Stated goal>
Please print exactly the lines below, from the start of the material up to and including the line with "Fit.props = ['t', 'w', 's', 'dy']", but none of the pictures.

Given data>
━━━━━━

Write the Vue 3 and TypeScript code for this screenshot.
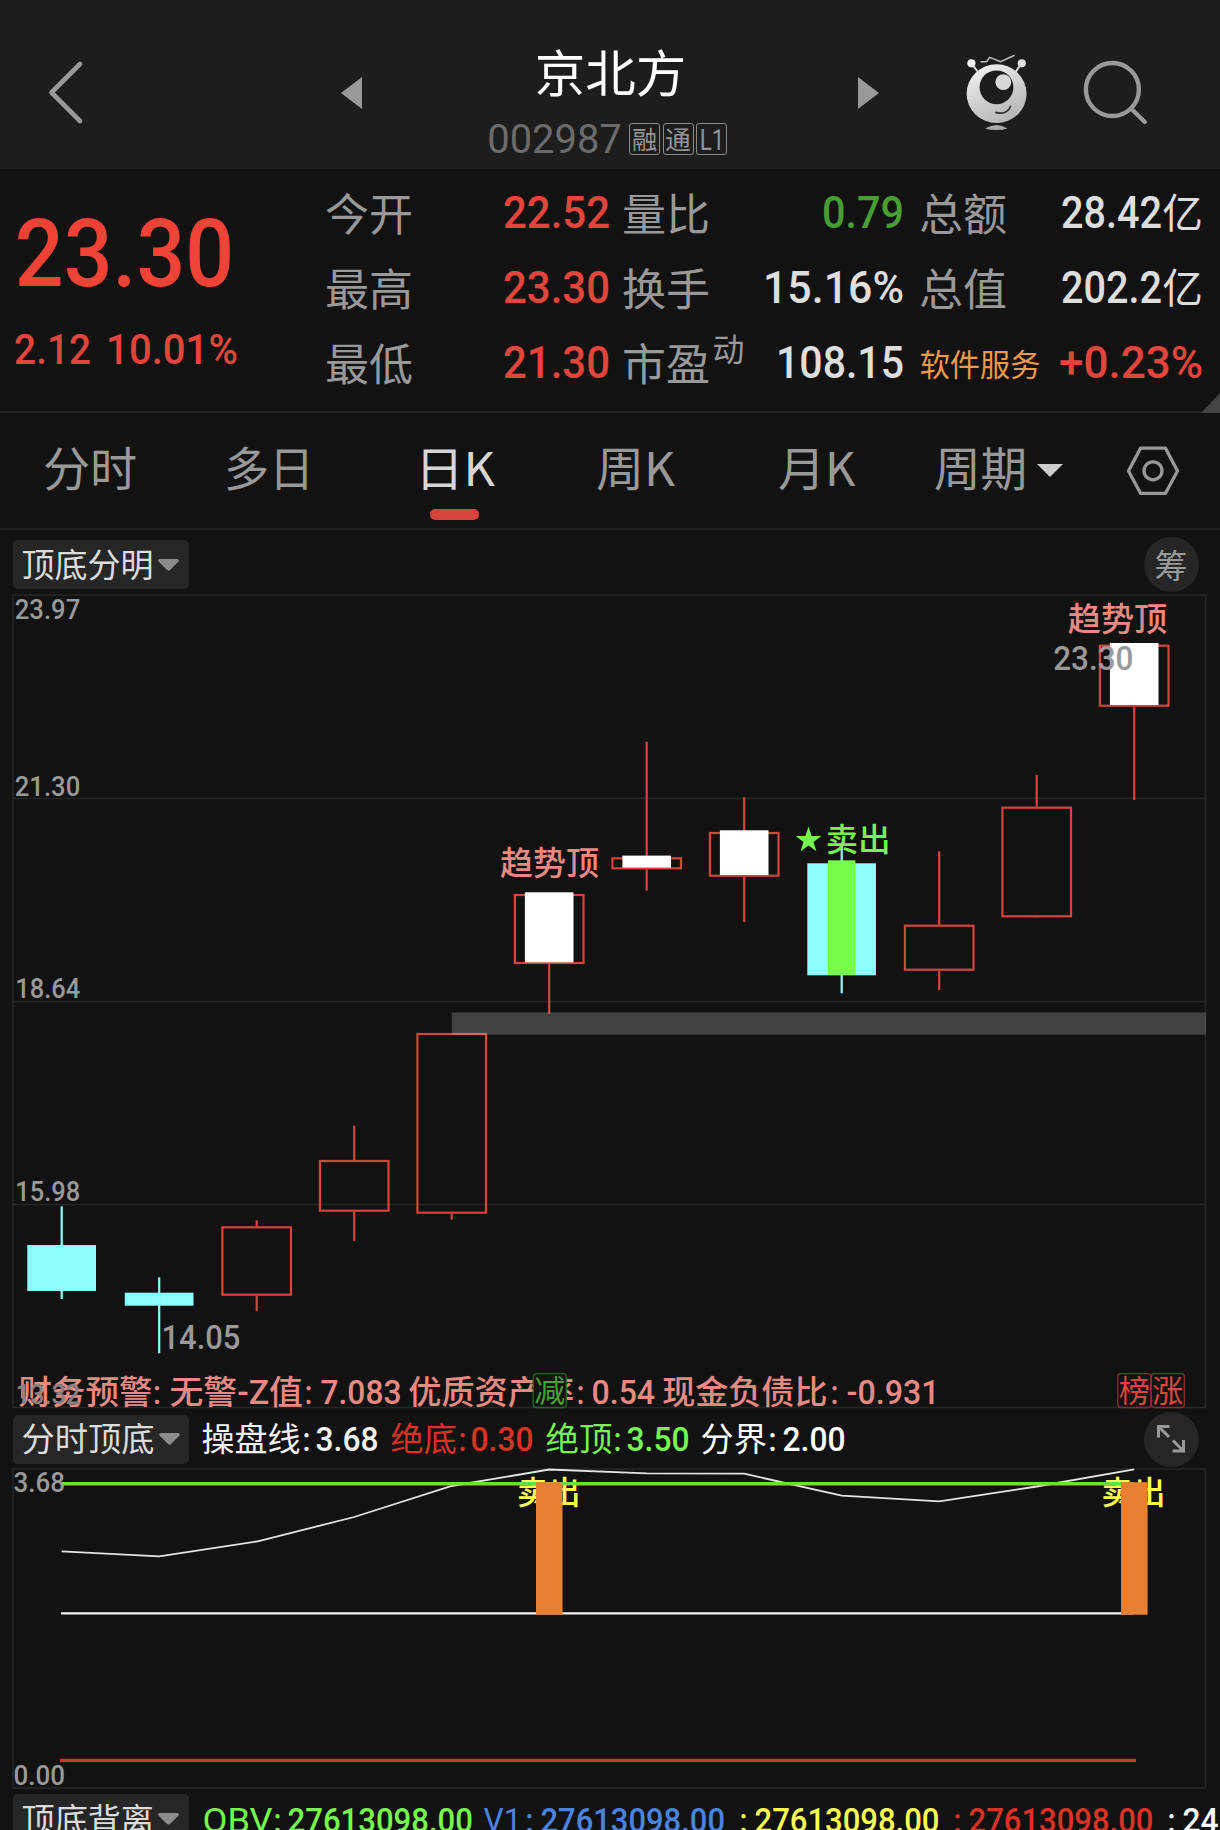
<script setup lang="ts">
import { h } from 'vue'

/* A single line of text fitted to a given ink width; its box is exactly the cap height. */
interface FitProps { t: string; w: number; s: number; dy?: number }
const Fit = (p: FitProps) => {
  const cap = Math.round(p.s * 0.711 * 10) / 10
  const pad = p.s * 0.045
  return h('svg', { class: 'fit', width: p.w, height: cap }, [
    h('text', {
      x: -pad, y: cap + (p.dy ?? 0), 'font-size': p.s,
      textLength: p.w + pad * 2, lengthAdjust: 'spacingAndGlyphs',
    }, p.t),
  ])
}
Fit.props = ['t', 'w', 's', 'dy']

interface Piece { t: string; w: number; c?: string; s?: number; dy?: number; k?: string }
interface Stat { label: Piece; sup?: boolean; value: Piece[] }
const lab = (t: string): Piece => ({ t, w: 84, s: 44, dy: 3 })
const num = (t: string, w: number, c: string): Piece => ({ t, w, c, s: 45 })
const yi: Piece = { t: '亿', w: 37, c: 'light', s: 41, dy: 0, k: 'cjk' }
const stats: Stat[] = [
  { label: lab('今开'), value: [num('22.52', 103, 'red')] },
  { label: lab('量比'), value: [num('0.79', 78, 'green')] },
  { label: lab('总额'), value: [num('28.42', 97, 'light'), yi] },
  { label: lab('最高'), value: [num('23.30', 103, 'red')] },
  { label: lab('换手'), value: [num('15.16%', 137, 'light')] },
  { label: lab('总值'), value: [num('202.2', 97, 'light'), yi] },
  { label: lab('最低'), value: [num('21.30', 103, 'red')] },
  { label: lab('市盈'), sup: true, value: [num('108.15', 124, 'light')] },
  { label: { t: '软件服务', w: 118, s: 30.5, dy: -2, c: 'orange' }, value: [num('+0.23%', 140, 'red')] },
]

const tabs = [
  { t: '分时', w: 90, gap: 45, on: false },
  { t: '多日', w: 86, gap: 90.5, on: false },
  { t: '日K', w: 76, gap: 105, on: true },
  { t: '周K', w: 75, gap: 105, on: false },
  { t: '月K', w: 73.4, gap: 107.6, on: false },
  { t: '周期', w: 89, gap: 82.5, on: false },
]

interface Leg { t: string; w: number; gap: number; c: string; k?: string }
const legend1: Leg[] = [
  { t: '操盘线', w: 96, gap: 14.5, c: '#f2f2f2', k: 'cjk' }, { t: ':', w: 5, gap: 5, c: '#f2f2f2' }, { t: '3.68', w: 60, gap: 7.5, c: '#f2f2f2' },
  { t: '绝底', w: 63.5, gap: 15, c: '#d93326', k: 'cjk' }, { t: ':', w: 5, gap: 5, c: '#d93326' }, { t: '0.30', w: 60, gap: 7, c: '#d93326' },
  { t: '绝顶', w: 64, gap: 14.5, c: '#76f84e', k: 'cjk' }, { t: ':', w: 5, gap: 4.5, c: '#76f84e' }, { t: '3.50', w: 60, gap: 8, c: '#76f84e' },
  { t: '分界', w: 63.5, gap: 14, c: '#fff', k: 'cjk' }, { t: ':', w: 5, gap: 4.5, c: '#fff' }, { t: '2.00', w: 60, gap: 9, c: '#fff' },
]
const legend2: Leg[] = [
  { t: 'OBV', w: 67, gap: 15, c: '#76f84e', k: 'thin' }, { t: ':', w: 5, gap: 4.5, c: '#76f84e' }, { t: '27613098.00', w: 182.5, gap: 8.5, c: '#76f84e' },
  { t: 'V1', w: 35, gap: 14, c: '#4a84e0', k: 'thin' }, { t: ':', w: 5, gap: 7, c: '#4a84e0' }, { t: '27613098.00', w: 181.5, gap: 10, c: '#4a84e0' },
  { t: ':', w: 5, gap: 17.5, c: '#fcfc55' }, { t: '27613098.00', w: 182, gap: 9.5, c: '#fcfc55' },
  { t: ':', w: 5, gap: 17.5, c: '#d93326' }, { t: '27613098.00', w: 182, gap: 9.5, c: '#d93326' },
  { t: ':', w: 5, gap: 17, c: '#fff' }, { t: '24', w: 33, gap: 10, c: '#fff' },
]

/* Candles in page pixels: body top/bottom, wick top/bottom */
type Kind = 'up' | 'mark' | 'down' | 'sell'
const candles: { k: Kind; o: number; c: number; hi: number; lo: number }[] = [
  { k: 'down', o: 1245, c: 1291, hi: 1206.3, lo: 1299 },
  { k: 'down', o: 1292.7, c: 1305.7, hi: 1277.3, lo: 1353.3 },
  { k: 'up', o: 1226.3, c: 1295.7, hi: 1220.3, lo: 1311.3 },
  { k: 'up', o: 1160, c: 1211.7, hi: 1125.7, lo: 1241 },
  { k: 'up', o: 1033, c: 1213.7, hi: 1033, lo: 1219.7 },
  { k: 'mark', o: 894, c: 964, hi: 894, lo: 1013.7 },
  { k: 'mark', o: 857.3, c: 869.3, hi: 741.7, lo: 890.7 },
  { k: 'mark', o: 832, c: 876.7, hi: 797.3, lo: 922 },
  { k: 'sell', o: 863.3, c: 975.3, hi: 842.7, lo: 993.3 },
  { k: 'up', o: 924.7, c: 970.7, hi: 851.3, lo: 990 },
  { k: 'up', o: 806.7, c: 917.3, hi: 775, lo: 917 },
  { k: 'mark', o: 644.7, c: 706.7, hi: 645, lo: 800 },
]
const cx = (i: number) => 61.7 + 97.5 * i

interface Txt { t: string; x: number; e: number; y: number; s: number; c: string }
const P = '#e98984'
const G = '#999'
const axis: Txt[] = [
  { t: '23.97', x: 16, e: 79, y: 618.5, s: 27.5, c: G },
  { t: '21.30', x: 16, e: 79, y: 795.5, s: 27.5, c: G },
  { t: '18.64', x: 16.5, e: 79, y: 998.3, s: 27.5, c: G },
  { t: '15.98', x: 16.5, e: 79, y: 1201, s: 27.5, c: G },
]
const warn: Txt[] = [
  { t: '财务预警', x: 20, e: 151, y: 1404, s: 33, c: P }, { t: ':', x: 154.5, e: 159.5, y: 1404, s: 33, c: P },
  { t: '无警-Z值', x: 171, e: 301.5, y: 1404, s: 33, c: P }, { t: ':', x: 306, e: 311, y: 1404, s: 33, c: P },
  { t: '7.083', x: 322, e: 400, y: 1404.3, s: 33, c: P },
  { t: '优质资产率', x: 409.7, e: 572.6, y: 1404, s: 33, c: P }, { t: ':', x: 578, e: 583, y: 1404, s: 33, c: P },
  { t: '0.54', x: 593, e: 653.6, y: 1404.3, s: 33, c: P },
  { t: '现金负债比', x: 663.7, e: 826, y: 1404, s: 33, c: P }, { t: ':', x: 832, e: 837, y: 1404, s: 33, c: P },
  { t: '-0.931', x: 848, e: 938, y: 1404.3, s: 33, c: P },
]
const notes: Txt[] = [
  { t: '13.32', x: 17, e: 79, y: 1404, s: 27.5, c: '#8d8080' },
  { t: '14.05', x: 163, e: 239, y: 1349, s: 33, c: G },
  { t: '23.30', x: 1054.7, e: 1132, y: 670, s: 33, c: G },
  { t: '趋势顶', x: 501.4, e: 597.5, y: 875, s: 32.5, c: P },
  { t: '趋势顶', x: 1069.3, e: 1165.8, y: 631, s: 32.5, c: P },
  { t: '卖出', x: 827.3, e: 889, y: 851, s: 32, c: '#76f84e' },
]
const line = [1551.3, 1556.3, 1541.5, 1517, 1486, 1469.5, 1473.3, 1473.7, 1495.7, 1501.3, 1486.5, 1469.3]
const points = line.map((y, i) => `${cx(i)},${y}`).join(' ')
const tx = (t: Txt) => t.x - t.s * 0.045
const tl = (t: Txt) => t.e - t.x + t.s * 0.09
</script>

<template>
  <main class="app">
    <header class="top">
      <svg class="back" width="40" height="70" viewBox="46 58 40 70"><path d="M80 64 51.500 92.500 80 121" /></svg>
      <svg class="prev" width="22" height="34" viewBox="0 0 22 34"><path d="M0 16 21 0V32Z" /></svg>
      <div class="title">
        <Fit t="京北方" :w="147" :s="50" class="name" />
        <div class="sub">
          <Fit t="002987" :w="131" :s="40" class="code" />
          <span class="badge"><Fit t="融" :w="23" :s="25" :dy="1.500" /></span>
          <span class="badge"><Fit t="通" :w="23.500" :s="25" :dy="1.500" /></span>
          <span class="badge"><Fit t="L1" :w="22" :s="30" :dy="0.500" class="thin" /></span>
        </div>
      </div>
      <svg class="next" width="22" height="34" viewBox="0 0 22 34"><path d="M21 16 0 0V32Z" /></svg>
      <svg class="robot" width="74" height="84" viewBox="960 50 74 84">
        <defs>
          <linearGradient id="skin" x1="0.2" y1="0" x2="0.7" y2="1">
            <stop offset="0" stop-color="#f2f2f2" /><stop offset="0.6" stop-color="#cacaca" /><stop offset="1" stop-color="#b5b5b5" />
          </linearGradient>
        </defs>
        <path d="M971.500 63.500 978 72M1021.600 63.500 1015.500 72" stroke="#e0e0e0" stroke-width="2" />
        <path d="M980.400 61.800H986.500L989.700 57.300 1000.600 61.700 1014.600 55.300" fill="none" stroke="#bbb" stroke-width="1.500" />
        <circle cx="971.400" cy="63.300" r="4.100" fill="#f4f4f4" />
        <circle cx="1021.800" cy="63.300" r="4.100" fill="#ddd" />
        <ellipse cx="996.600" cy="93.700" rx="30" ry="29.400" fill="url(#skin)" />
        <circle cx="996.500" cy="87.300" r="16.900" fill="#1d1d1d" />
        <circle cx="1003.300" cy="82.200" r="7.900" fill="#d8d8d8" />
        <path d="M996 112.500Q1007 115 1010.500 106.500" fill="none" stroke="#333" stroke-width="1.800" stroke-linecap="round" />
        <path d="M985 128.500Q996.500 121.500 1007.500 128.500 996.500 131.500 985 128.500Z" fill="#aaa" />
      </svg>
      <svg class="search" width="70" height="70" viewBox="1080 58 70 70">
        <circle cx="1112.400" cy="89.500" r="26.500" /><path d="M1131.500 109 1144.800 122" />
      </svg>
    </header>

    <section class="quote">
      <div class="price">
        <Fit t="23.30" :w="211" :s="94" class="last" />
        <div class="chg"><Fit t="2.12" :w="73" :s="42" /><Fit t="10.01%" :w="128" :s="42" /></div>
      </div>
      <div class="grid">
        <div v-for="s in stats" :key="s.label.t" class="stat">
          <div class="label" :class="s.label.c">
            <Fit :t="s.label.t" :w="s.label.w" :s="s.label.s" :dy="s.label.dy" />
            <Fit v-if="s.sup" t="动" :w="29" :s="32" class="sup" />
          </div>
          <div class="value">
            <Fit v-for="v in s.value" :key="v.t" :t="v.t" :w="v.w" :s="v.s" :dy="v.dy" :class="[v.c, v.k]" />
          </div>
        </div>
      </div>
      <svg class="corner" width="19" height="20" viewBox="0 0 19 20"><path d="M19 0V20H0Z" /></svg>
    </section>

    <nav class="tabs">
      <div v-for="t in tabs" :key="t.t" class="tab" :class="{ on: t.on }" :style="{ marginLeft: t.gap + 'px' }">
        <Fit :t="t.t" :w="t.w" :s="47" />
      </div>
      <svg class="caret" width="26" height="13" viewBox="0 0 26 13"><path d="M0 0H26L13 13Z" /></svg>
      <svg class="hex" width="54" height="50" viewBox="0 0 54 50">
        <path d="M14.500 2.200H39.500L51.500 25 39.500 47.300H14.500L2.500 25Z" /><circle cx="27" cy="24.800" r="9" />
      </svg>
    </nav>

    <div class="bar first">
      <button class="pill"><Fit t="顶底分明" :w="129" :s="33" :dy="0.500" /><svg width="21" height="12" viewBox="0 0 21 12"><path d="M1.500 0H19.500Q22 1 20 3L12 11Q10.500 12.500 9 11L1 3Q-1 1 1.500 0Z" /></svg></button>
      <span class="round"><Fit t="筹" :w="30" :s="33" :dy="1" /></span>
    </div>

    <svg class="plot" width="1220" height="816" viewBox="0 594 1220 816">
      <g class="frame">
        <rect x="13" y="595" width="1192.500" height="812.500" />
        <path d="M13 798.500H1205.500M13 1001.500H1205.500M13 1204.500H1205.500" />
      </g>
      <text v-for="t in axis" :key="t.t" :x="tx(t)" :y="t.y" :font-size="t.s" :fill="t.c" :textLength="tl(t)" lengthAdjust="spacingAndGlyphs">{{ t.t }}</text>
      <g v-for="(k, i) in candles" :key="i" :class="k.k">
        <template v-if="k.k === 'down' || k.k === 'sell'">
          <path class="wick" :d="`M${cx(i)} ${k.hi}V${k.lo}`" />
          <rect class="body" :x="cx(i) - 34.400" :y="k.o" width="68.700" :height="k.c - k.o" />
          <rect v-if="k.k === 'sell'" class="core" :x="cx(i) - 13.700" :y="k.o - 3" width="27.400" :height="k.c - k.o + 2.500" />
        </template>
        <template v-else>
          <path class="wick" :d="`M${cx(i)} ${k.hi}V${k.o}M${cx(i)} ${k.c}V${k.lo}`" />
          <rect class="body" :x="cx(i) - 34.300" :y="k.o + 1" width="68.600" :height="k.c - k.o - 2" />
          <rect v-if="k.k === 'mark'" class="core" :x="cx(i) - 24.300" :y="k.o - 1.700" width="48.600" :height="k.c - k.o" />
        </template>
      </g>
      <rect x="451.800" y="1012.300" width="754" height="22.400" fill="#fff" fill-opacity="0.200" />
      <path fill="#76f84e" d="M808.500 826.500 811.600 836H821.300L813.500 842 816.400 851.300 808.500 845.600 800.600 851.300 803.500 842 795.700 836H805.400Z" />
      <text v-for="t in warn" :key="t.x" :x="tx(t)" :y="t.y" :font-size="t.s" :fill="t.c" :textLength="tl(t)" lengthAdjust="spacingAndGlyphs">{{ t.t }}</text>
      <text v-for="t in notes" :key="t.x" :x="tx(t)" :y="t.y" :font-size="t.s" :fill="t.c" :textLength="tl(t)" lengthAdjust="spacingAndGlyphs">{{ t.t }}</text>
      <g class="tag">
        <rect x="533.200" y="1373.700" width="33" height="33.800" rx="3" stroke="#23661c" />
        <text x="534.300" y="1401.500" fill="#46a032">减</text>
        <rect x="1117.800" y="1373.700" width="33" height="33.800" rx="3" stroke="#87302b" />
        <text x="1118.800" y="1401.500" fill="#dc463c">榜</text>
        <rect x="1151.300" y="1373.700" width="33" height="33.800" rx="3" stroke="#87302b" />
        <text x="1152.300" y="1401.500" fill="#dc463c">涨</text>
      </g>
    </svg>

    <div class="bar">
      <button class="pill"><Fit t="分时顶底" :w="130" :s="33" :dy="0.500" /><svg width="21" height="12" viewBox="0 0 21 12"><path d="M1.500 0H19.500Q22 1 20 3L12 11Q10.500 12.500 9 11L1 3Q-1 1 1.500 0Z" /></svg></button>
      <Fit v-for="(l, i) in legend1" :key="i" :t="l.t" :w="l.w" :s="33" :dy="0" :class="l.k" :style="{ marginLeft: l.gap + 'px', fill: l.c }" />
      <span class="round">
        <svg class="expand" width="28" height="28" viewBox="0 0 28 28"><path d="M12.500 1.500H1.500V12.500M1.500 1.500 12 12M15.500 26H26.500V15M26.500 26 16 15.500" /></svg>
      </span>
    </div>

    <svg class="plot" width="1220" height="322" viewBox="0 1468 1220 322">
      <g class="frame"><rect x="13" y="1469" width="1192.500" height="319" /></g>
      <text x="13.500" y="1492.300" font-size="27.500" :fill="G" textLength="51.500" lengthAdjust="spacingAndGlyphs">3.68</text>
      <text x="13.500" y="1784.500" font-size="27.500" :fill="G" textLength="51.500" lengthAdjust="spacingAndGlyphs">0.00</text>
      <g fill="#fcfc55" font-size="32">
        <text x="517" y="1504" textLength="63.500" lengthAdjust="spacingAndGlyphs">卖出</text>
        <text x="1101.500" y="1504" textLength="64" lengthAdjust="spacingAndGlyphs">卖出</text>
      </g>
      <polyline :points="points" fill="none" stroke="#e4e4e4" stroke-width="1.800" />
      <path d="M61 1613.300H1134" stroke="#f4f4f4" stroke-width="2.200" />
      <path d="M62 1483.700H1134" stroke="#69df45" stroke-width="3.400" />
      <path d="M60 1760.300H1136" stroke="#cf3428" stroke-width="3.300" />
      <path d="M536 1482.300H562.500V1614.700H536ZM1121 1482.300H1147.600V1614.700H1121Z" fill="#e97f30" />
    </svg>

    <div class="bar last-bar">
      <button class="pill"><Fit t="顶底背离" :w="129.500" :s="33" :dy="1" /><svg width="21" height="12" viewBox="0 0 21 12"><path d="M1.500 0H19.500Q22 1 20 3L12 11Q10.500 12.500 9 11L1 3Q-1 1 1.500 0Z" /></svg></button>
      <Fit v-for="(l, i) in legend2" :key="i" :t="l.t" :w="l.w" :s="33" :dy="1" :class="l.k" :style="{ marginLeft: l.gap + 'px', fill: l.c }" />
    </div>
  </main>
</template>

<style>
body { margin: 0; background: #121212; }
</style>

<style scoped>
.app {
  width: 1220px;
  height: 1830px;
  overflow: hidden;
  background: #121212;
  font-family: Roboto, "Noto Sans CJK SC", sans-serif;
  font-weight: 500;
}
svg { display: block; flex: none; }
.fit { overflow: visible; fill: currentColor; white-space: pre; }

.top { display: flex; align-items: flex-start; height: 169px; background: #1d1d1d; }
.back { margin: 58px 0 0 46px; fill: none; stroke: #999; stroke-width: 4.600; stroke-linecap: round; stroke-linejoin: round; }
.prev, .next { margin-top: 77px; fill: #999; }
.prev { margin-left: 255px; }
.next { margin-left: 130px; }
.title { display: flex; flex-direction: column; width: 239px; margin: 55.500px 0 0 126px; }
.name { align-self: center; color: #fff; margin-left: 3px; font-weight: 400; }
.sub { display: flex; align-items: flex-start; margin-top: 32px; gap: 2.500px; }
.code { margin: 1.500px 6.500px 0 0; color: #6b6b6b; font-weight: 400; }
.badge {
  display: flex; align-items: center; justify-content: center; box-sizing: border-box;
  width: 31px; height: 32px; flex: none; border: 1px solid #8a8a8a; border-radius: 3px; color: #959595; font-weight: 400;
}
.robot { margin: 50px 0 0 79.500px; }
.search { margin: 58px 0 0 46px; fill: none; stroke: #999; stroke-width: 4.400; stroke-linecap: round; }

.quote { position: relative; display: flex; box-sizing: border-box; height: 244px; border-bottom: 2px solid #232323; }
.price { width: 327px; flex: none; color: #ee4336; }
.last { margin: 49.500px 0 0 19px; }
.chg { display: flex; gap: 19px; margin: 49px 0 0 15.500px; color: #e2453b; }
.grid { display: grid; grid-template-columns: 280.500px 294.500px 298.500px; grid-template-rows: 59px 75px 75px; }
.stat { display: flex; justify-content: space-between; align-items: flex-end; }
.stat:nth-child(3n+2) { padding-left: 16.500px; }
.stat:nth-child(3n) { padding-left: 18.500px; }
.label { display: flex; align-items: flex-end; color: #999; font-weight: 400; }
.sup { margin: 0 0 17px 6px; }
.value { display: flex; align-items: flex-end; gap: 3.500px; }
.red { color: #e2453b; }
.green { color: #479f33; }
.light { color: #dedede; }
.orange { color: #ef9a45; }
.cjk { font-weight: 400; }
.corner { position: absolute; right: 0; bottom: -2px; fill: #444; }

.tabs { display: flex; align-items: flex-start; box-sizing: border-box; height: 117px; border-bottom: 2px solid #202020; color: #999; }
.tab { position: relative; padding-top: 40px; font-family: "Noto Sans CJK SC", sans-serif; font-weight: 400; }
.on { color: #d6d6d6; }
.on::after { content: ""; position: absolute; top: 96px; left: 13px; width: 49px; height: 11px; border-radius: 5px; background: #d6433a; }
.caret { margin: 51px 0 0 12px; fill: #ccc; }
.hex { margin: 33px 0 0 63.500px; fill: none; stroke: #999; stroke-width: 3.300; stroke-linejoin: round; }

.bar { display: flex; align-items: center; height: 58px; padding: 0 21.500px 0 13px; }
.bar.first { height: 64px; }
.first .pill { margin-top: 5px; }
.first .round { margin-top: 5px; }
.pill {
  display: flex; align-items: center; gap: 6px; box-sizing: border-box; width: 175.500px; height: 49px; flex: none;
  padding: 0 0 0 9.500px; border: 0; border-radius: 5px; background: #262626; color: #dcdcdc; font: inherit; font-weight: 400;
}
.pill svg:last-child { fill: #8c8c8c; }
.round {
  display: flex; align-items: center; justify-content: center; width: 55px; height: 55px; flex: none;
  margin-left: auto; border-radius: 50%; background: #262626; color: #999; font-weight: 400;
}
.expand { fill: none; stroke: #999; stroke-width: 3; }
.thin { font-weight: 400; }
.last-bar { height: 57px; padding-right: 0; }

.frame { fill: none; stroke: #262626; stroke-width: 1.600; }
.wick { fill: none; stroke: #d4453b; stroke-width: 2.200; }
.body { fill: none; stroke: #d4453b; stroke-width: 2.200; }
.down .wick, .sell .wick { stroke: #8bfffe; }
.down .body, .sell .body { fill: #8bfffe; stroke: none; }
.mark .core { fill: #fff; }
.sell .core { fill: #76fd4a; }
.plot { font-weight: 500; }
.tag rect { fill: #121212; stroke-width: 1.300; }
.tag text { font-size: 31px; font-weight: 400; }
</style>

━━━━━━

Solution to the problem>
Write the Vue 3 and TypeScript code for this screenshot.
<script setup lang="ts">
import { h } from 'vue'

/* A single line of text fitted to a given ink width; its box is exactly the cap height. */
interface FitProps { t: string; w: number; s: number; dy?: number }
const Fit = (p: FitProps) => {
  const cap = Math.round(p.s * 0.711 * 10) / 10
  const pad = p.s * 0.045
  return h('svg', { class: 'fit', width: p.w, height: cap }, [
    h('text', {
      x: -pad, y: cap + (p.dy ?? 0), 'font-size': p.s,
      textLength: p.w + pad * 2, lengthAdjust: 'spacingAndGlyphs',
    }, p.t),
  ])
}
Fit.props = ['t', 'w', 's', 'dy']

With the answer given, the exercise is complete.